Algal Blooms Kill California Seabirds
This spring, the International Bird Rescue Research Center has seen a record number of seabird deaths on Southern California’s shores. Scientists at the center speculate that recent blooms of algae containing toxic domoic acid are more virulent than ever before, leading to abnormally high cases of DA poisoning in many species of sea life.
‘I have been doing this work for 35 years and I have never seen anything like this as far as the number of species affected, other than an oil spill,’ IBRRC director Jay Holcomb said.Ê
Seabirds with DA poisoning will literally fall from the sky due to brain seizures. Others crash into car windshields or fly dangerously onto airport runways. Many seabirds drown, making it difficult to record an exact number of DA-related deaths.
IBRRC researchers first started noticing the problem in March, reporting that there were ‘dead birds everywhere.’ Not all birds tested positive for DA poisoning, however; other neurotoxins such as saxitoxin, which can cause paralytic shellfish poisoning in humans, are also being examined.

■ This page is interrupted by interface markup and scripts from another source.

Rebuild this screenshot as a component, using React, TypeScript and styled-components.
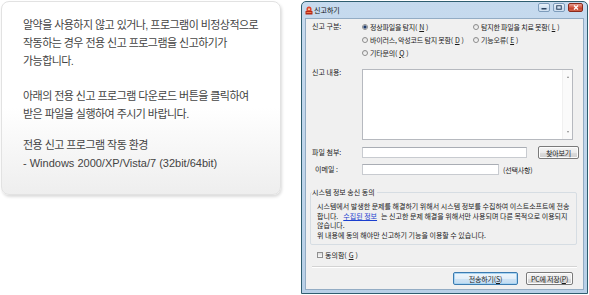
import { FC } from 'react';
import styled, { createGlobalStyle } from 'styled-components';

const GlobalStyle = createGlobalStyle`
    html, body {
        margin: 0;
        padding: 0;
        background: #fff;
    }
    body {
        font-family: "Liberation Sans", "Noto Sans CJK KR", sans-serif;
    }
`;

const Page = styled.div`
    display: flex;
    align-items: flex-start;
    gap: 20px;
    width: 589px;
    height: 295px;
    padding: 1px 0 0 1px;
    box-sizing: border-box;
    overflow: hidden;
`;

/* ---------- left info card ---------- */

const InfoCard = styled.div`
    width: 280px;
    height: 194px;
    flex-shrink: 0;
    box-sizing: border-box;
    padding: 14px 0 0 21px;
    border: 1px solid #e2e2e2;
    border-radius: 8px;
    background: linear-gradient(#fff 0%, #fff 55%, #eeeeee 100%);
    box-shadow: 1px 2px 3px rgba(0, 0, 0, 0.14);
    color: #444;
    font-size: 11px;
    line-height: 18px;
`;

const Para = styled.p<{ $gap?: number }>`
    margin: 0 0 ${(p) => p.$gap ?? 0}px;
    letter-spacing: -0.55px;
    white-space: nowrap;
`;

const Latin = styled.span`
    letter-spacing: 0;
`;

/* ---------- report window ---------- */

const Window = styled.div`
    width: 287px;
    height: 293px;
    flex-shrink: 0;
    box-sizing: border-box;
    display: flex;
    flex-direction: column;
    padding: 0 3px 3px;
    border: 1px solid #2f5e70;
    border-radius: 5px 5px 0 0;
    background: linear-gradient(#c6daee, #b8d0e7);
    font-family: "Noto Sans CJK KR", sans-serif;
    font-size: 7px;
    color: #1a1a1a;
`;

const TitleBar = styled.div`
    height: 16px;
    display: flex;
    align-items: flex-start;
`;

const TitleIcon = styled.svg`
    margin-top: 4px;
    flex-shrink: 0;
`;

const TitleText = styled.span`
    margin-left: 1px;
    line-height: 16px;
    color: #111;
`;

const Controls = styled.div`
    margin: 1px 1px 0 auto;
    display: flex;
    gap: 3px;
`;

const ControlButton = styled.div<{ $close?: boolean }>`
    width: ${(p) => (p.$close ? 15 : 12)}px;
    height: 9px;
    box-sizing: border-box;
    display: flex;
    align-items: center;
    justify-content: center;
    border: 1px solid ${(p) => (p.$close ? '#8a2a1c' : '#7d9cbb')};
    border-radius: 2px;
    background: ${(p) =>
        p.$close
            ? 'linear-gradient(#e6a093, #d2553f 50%, #c23a24 51%, #d1654d)'
            : 'linear-gradient(#e9f1f9, #d3e2f1 50%, #c3d6ea 51%, #d4e3f2)'};
`;

const Body = styled.div`
    flex: 1;
    display: flex;
    flex-direction: column;
    padding: 1px 6px 3px;
    border: 1px solid #93acc4;
    background: #f0f0f0;
`;

const FormRow = styled.div<{ $mt?: number; $top?: boolean }>`
    display: grid;
    grid-template-columns: 50px 1fr;
    align-items: ${(p) => (p.$top ? 'start' : 'center')};
    margin-top: ${(p) => p.$mt ?? 0}px;
`;

const Label = styled.span<{ $indent?: number; $shift?: number }>`
    padding-left: ${(p) => p.$indent ?? 0}px;
    margin-top: ${(p) => p.$shift ?? 0}px;
    line-height: 13px;
    white-space: nowrap;
`;

const RadioGrid = styled.div`
    display: grid;
    grid-template-columns: 111px auto;
    grid-auto-rows: 13px;
`;

const RadioItem = styled.label`
    display: flex;
    align-items: center;
    gap: 2px;
    white-space: nowrap;
    letter-spacing: -0.2px;
`;

const RadioDot = styled.span<{ $checked?: boolean }>`
    width: 6px;
    height: 6px;
    box-sizing: border-box;
    border-radius: 50%;
    border: 1px solid #8c8c8c;
    background: ${(p) =>
        p.$checked
            ? 'radial-gradient(circle, #1d3a6b 0 1.4px, #e8eef5 1.8px)'
            : 'linear-gradient(#e2e2e2, #fafafa)'};
`;

const Key = styled.span`
    text-decoration: underline;
`;

const TextBox = styled.div`
    width: 211px;
    height: 71px;
    box-sizing: border-box;
    display: flex;
    justify-content: flex-end;
    border: 1px solid #b6b9bf;
    background: #fff;
`;

const ScrollTrack = styled.div`
    width: 9px;
    display: flex;
    flex-direction: column;
    align-items: center;
    justify-content: space-between;
    padding: 6px 0;
    border-left: 1px solid #f0f0f0;
    background: #fafafa;
`;

const Arrow = styled.span<{ $down?: boolean }>`
    width: 0;
    height: 0;
    border-left: 1.5px solid transparent;
    border-right: 1.5px solid transparent;
    ${(p) => (p.$down ? 'border-top' : 'border-bottom')}: 2px solid #8a8a8a;
`;

const Field = styled.div`
    display: flex;
    align-items: center;
`;

const Input = styled.div<{ $w: number }>`
    width: ${(p) => p.$w}px;
    height: 11px;
    box-sizing: border-box;
    border: 1px solid #c8cbd0;
    border-top-color: #a9adb4;
    background: #fff;
`;

const Hint = styled.span`
    margin-left: 4px;
    letter-spacing: -0.2px;
`;

const Button = styled.div<{ $w: number; $primary?: boolean }>`
    width: ${(p) => p.$w}px;
    height: 13px;
    box-sizing: border-box;
    display: flex;
    align-items: center;
    justify-content: center;
    border: 1px solid ${(p) => (p.$primary ? '#3b7bb0' : '#7a7a7a')};
    border-radius: 2px;
    background: ${(p) =>
        p.$primary
            ? 'linear-gradient(#eef6fc, #e3eff9 50%, #cfe4f5 51%, #c2dbf0)'
            : 'linear-gradient(#f4f4f4, #ebebeb 50%, #dddddd 51%, #d0d0d0)'};
    box-shadow: ${(p) => (p.$primary ? 'inset 0 0 0 1px #a9d4f2' : 'inset 0 0 0 1px #fcfcfc')};
    white-space: nowrap;
    letter-spacing: -0.2px;
`;

const Group = styled.fieldset`
    margin: 11px 0 0 -2px;
    padding: 5px 0 4px 6px;
    min-width: 0;
    border: 1px solid #d6dde3;
    border-radius: 2px;
`;

const GroupTitle = styled.legend`
    margin-left: -5px;
    padding: 0 2px 0 0;
    line-height: 10px;
    white-space: nowrap;
`;

const Notice = styled.div`
    line-height: 9.5px;
    letter-spacing: 0;
    white-space: nowrap;
`;

const InfoLink = styled.a`
    margin: 0 4px 0 5px;
    color: #1b3fcf;
    text-decoration: underline;
`;

const CheckRow = styled.label`
    margin-top: 5px;
    padding-left: 5px;
    height: 10px;
    display: flex;
    align-items: center;
    gap: 2px;
`;

const CheckBox = styled.span`
    width: 6px;
    height: 6px;
    box-sizing: border-box;
    border: 1px solid #8f8f8f;
    background: linear-gradient(#dedede, #fbfbfb);
`;

const Separator = styled.div`
    margin-top: 6px;
    border-top: 1px solid #d3d3d3;
    border-bottom: 1px solid #fff;
`;

const ButtonRow = styled.div`
    margin-top: 4px;
    padding-right: 4px;
    display: flex;
    justify-content: flex-end;
    gap: 8px;
`;

const AppIcon: FC = () => (
    <TitleIcon width="8" height="9" viewBox="0 0 8 9">
        <path d="M1.5 5 V3 A2.5 2.5 0 0 1 6.5 3 V5 Z" fill="#e0452d" />
        <circle cx="4" cy="3.2" r="1" fill="#ffd9a8" />
        <rect x="0.5" y="5" width="7" height="3.5" rx="0.5" fill="#b52a17" />
        <rect x="1.5" y="6" width="5" height="1" fill="#f07a4f" />
    </TitleIcon>
);

const WindowControls: FC = () => (
    <Controls>
        <ControlButton>
            <svg width="6" height="5" viewBox="0 0 6 5">
                <rect x="0.5" y="3" width="5" height="1.5" fill="#2c4460" />
            </svg>
        </ControlButton>
        <ControlButton>
            <svg width="6" height="5" viewBox="0 0 6 5">
                <rect x="0.75" y="0.75" width="4.5" height="3.5" fill="none" stroke="#2c4460" strokeWidth="1" />
            </svg>
        </ControlButton>
        <ControlButton $close>
            <svg width="6" height="5" viewBox="0 0 6 5">
                <path d="M1 0.5 L5 4.5 M5 0.5 L1 4.5" stroke="#fff" strokeWidth="1.3" />
            </svg>
        </ControlButton>
    </Controls>
);

const App: FC = () => (
    <>
        <GlobalStyle />
        <Page>
            <InfoCard>
                <Para>알약을 사용하지 않고 있거나, 프로그램이 비정상적으로</Para>
                <Para>작동하는 경우 전용 신고 프로그램을 신고하기가</Para>
                <Para $gap={17}>가능합니다.</Para>
                <Para>아래의 전용 신고 프로그램 다운로드 버튼을 클릭하여</Para>
                <Para $gap={13}>받은 파일을 실행하여 주시기 바랍니다.</Para>
                <Para>전용 신고 프로그램 작동 환경</Para>
                <Para>
                    <Latin>- Windows 2000/XP/Vista/7 (32bit/64bit)</Latin>
                </Para>
            </InfoCard>

            <Window>
                <TitleBar>
                    <AppIcon />
                    <TitleText>신고하기</TitleText>
                    <WindowControls />
                </TitleBar>

                <Body>
                    <FormRow $top>
                        <Label>신고 구분:</Label>
                        <RadioGrid>
                            <RadioItem>
                                <RadioDot $checked />
                                정상파일을 탐지(<Key>N</Key>)
                            </RadioItem>
                            <RadioItem>
                                <RadioDot />
                                탐지한 파일을 치료 못함(<Key>L</Key>)
                            </RadioItem>
                            <RadioItem>
                                <RadioDot />
                                바이러스, 악성코드 탐지 못함(<Key>D</Key>)
                            </RadioItem>
                            <RadioItem>
                                <RadioDot />
                                기능오류(<Key>E</Key>)
                            </RadioItem>
                            <RadioItem>
                                <RadioDot />
                                기타문의(<Key>Q</Key>)
                            </RadioItem>
                        </RadioGrid>
                    </FormRow>

                    <FormRow $top $mt={10}>
                        <Label $shift={-3}>신고 내용:</Label>
                        <TextBox>
                            <ScrollTrack>
                                <Arrow />
                                <Arrow $down />
                            </ScrollTrack>
                        </TextBox>
                    </FormRow>

                    <FormRow $mt={6}>
                        <Label>파일 첨부:</Label>
                        <Field>
                            <Input $w={165} />
                            <Button $w={41} style={{ marginLeft: 11 }}>찾아보기</Button>
                        </Field>
                    </FormRow>

                    <FormRow $mt={4}>
                        <Label $indent={3}>이메일 :</Label>
                        <Field>
                            <Input $w={137} />
                            <Hint>(선택사항)</Hint>
                        </Field>
                    </FormRow>

                    <Group>
                        <GroupTitle>시스템 정보 송신 동의</GroupTitle>
                        <Notice>시스템에서 발생한 문제를 해결하기 위해서 시스템 정보를 수집하여 이스트소프트에 전송</Notice>
                        <Notice>
                            합니다.<InfoLink>수집된 정보</InfoLink>는 신고한 문제 해결을 위해서만 사용되며 다른 목적으로 이용되지
                        </Notice>
                        <Notice>않습니다.</Notice>
                        <Notice>위 내용에 동의 해야만 신고하기 기능을 이용할 수 있습니다.</Notice>
                    </Group>

                    <CheckRow>
                        <CheckBox />
                        동의함(<Key>G</Key>)
                    </CheckRow>

                    <Separator />

                    <ButtonRow>
                        <Button $w={65} $primary>전송하기(<Key>S</Key>)</Button>
                        <Button $w={47}>PC에 저장(<Key>P</Key>)</Button>
                    </ButtonRow>
                </Body>
            </Window>
        </Page>
    </>
);

export default App;
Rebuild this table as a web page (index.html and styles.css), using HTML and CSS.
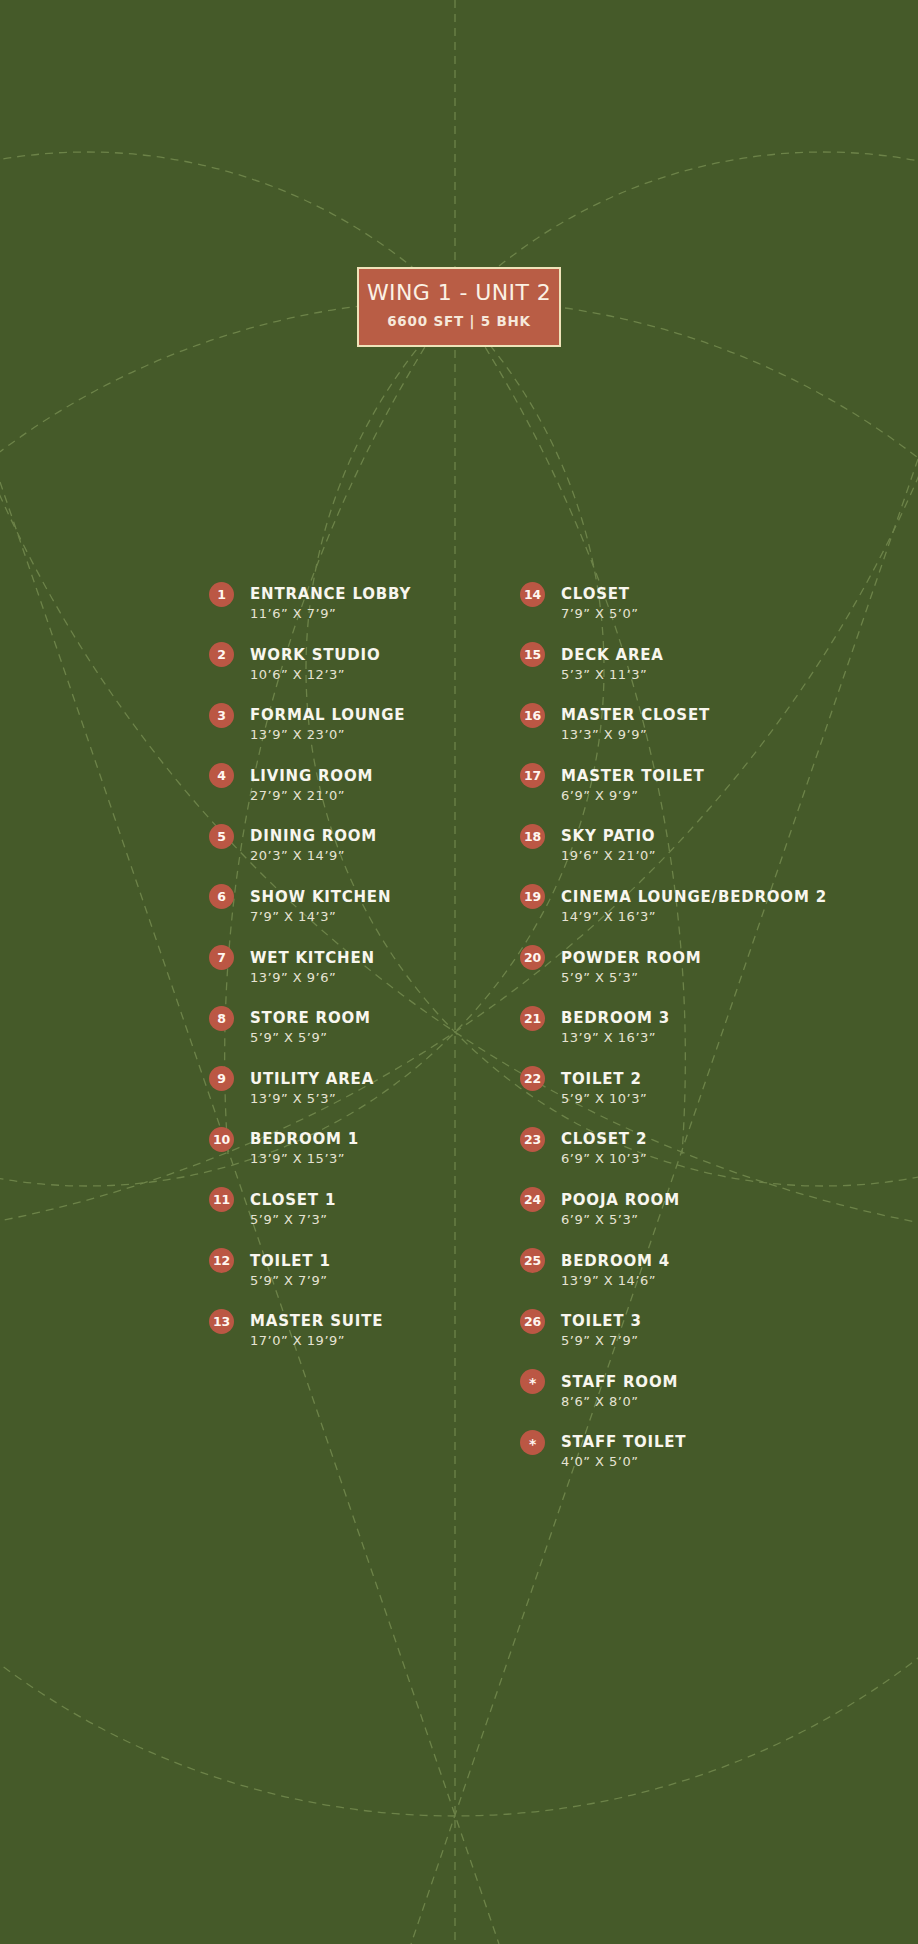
FILE: index.html
```html
<!DOCTYPE html>
<html lang="en">
<head>
<meta charset="utf-8">
<title>Wing 1 - Unit 2</title>
<link rel="stylesheet" href="styles.css">
</head>
<body>
<main class="page">
  <svg class="bg-lines" viewBox="0 0 918 1944" width="918" height="1944" aria-hidden="true">
    <g fill="none" stroke="#82995a" stroke-width="1.3" stroke-dasharray="8 6" opacity="0.65">
      <line x1="455" y1="0" x2="455" y2="1944"/>
      <circle cx="87" cy="669" r="517"/>
      <circle cx="823" cy="669" r="517"/>
      <circle cx="455" cy="1058" r="758"/>
      <path d="M455 300 A1364 1364 0 0 0 228 1154"/>
      <path d="M455 300 A1364 1364 0 0 1 682 1154"/>
      <line x1="0" y1="482" x2="499" y2="1944"/>
      <line x1="918" y1="459" x2="411" y2="1944"/>
      <circle cx="-252" cy="-29" r="1275"/>
      <circle cx="1162" cy="-29" r="1275"/>
    </g>
  </svg>

  <header class="unit-box">
    <h1 class="unit-title">WING 1 - UNIT 2</h1>
    <p class="unit-meta">6600 SFT | 5 BHK</p>
  </header>

  <section class="rooms">
    <ol class="room-col">
      <li class="room"><span class="badge">1</span><div><p class="room-name">ENTRANCE LOBBY</p><p class="room-size">11’6” X 7’9”</p></div></li>
      <li class="room"><span class="badge">2</span><div><p class="room-name">WORK STUDIO</p><p class="room-size">10’6” X 12’3”</p></div></li>
      <li class="room"><span class="badge">3</span><div><p class="room-name">FORMAL LOUNGE</p><p class="room-size">13’9” X 23’0”</p></div></li>
      <li class="room"><span class="badge">4</span><div><p class="room-name">LIVING ROOM</p><p class="room-size">27’9” X 21’0”</p></div></li>
      <li class="room"><span class="badge">5</span><div><p class="room-name">DINING ROOM</p><p class="room-size">20’3” X 14’9”</p></div></li>
      <li class="room"><span class="badge">6</span><div><p class="room-name">SHOW KITCHEN</p><p class="room-size">7’9” X 14’3”</p></div></li>
      <li class="room"><span class="badge">7</span><div><p class="room-name">WET KITCHEN</p><p class="room-size">13’9” X 9’6”</p></div></li>
      <li class="room"><span class="badge">8</span><div><p class="room-name">STORE ROOM</p><p class="room-size">5’9” X 5’9”</p></div></li>
      <li class="room"><span class="badge">9</span><div><p class="room-name">UTILITY AREA</p><p class="room-size">13’9” X 5’3”</p></div></li>
      <li class="room"><span class="badge">10</span><div><p class="room-name">BEDROOM 1</p><p class="room-size">13’9” X 15’3”</p></div></li>
      <li class="room"><span class="badge">11</span><div><p class="room-name">CLOSET 1</p><p class="room-size">5’9” X 7’3”</p></div></li>
      <li class="room"><span class="badge">12</span><div><p class="room-name">TOILET 1</p><p class="room-size">5’9” X 7’9”</p></div></li>
      <li class="room"><span class="badge">13</span><div><p class="room-name">MASTER SUITE</p><p class="room-size">17’0” X 19’9”</p></div></li>
    </ol>
    <ol class="room-col">
      <li class="room"><span class="badge">14</span><div><p class="room-name">CLOSET</p><p class="room-size">7’9” X 5’0”</p></div></li>
      <li class="room"><span class="badge">15</span><div><p class="room-name">DECK AREA</p><p class="room-size">5’3” X 11’3”</p></div></li>
      <li class="room"><span class="badge">16</span><div><p class="room-name">MASTER CLOSET</p><p class="room-size">13’3” X 9’9”</p></div></li>
      <li class="room"><span class="badge">17</span><div><p class="room-name">MASTER TOILET</p><p class="room-size">6’9” X 9’9”</p></div></li>
      <li class="room"><span class="badge">18</span><div><p class="room-name">SKY PATIO</p><p class="room-size">19’6” X 21’0”</p></div></li>
      <li class="room"><span class="badge">19</span><div><p class="room-name">CINEMA LOUNGE/BEDROOM 2</p><p class="room-size">14’9” X 16’3”</p></div></li>
      <li class="room"><span class="badge">20</span><div><p class="room-name">POWDER ROOM</p><p class="room-size">5’9” X 5’3”</p></div></li>
      <li class="room"><span class="badge">21</span><div><p class="room-name">BEDROOM 3</p><p class="room-size">13’9” X 16’3”</p></div></li>
      <li class="room"><span class="badge">22</span><div><p class="room-name">TOILET 2</p><p class="room-size">5’9” X 10’3”</p></div></li>
      <li class="room"><span class="badge">23</span><div><p class="room-name">CLOSET 2</p><p class="room-size">6’9” X 10’3”</p></div></li>
      <li class="room"><span class="badge">24</span><div><p class="room-name">POOJA ROOM</p><p class="room-size">6’9” X 5’3”</p></div></li>
      <li class="room"><span class="badge">25</span><div><p class="room-name">BEDROOM 4</p><p class="room-size">13’9” X 14’6”</p></div></li>
      <li class="room"><span class="badge">26</span><div><p class="room-name">TOILET 3</p><p class="room-size">5’9” X 7’9”</p></div></li>
      <li class="room"><span class="badge badge-star">*</span><div><p class="room-name">STAFF ROOM</p><p class="room-size">8’6” X 8’0”</p></div></li>
      <li class="room"><span class="badge badge-star">*</span><div><p class="room-name">STAFF TOILET</p><p class="room-size">4’0” X 5’0”</p></div></li>
    </ol>
  </section>
</main>
</body>
</html>
```

FILE: styles.css
```css
* {
  box-sizing: border-box;
}

html,
body {
  margin: 0;
  padding: 0;
  background: #455a29;
}

.page {
  position: relative;
  width: 918px;
  height: 1944px;
  overflow: hidden;
  background: #455a29;
  font-family: "DejaVu Sans", "Liberation Sans", sans-serif;
  color: #f6f3e8;
  display: flex;
  flex-direction: column;
}

.bg-lines {
  position: absolute;
  left: 0;
  top: 0;
  z-index: 0;
}

.unit-box {
  position: relative;
  z-index: 1;
  width: 204px;
  margin: 267px auto 0;
  padding: 11px 0 15px;
  border: 2px solid #efe3b9;
  background: #b95d45;
  text-align: center;
}

.unit-title {
  margin: 0;
  font-size: 22px;
  line-height: 26px;
  font-weight: 400;
  letter-spacing: 0.4px;
  color: #fbf1e4;
}

.unit-meta {
  margin: 6px 0 0;
  font-size: 13.5px;
  line-height: 18px;
  font-weight: 700;
  letter-spacing: 0.8px;
  color: #f6e8da;
}

.rooms {
  position: relative;
  z-index: 1;
  display: flex;
  margin-top: 237px;
  padding-left: 209px;
}

.room-col {
  list-style: none;
  margin: 0;
  padding: 0;
  width: 311px;
  display: flex;
  flex-direction: column;
  gap: 20.6px;
}

.room {
  display: flex;
  align-items: flex-start;
  gap: 16px;
}

.room p {
  margin: 0;
}

.badge {
  flex: 0 0 25px;
  width: 25px;
  height: 25px;
  margin-top: -2.5px;
  border-radius: 50%;
  background: #bb5744;
  color: #fff6f0;
  font-size: 12.5px;
  font-weight: 700;
  letter-spacing: -0.3px;
  display: flex;
  align-items: center;
  justify-content: center;
}

.badge-star {
  font-size: 14px;
  padding-top: 3px;
}

.room-name {
  font-size: 15px;
  line-height: 20px;
  font-weight: 700;
  letter-spacing: 0.8px;
  color: #f8f6ee;
}

.room-size {
  margin-top: 1px;
  font-size: 13px;
  line-height: 20px;
  letter-spacing: 0.5px;
  color: #e6e3d3;
}
```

The Marine Mammal Care Center has noticed similar trends in sick seals and sea lions, which share the seabirds’ diet of anchovies and sardines. Because these fish feed on DA-carrying algae but are not affected by the toxin, their predators – depending on how many fish they consume – will often ingest concentrated amounts of DA.
In humans, DA poisoning can cause many hazardous symptoms, including vomiting, loss of short-term memory, cardiac arrhythmia, coma, motor weakness and even death. Due to permanent short-term memory loss, the condition is often called amnesic shellfish poisoning.
‘In my opinion, domoic acid is the new DDT,’ Holcomb said. ‘If the effects of DA poisoning are cumulative in the brain, and we don’t know that yet, it could have serious consequences on the population of California brown pelicans.’
Lizards Prefer Islands, UCSD Survey Says
After surveying lizard populations on islands across the globe, UCSD scientists have confirmed that island species are more numerous than their mainland counterparts.
This suggests that a climate change would have severe consequences for lizards and other animals that inhabit islands, because island ecosystems are more sensitive to change than mainland ecosystems.
‘We found that island populations are less resistant to biological invasions, which will likely increase dramatically with changing climate,’ said assistant professor of biological sciences at UCSD and study co-author Walter Jetz.
Jetz, along with co-author Lauren Buckley, gathered extensive global findings on lizard population densities – the first study of island densities for any animal group.
They found that lizards were over 10 times more populous on islands than on the mainland. This is because in isolated areas, predation and competition is greatly reduced.
‘The ecology of islands is particularly important because, while the world’s more than 100,000 islands constitute only 7 percent of the global land surface, they contain many of the earth’s species with numerous species restricted to single islands,’ Buckley said.Ê ‘Five hundred million people depend on island ecosystems for their food and livelihoods.’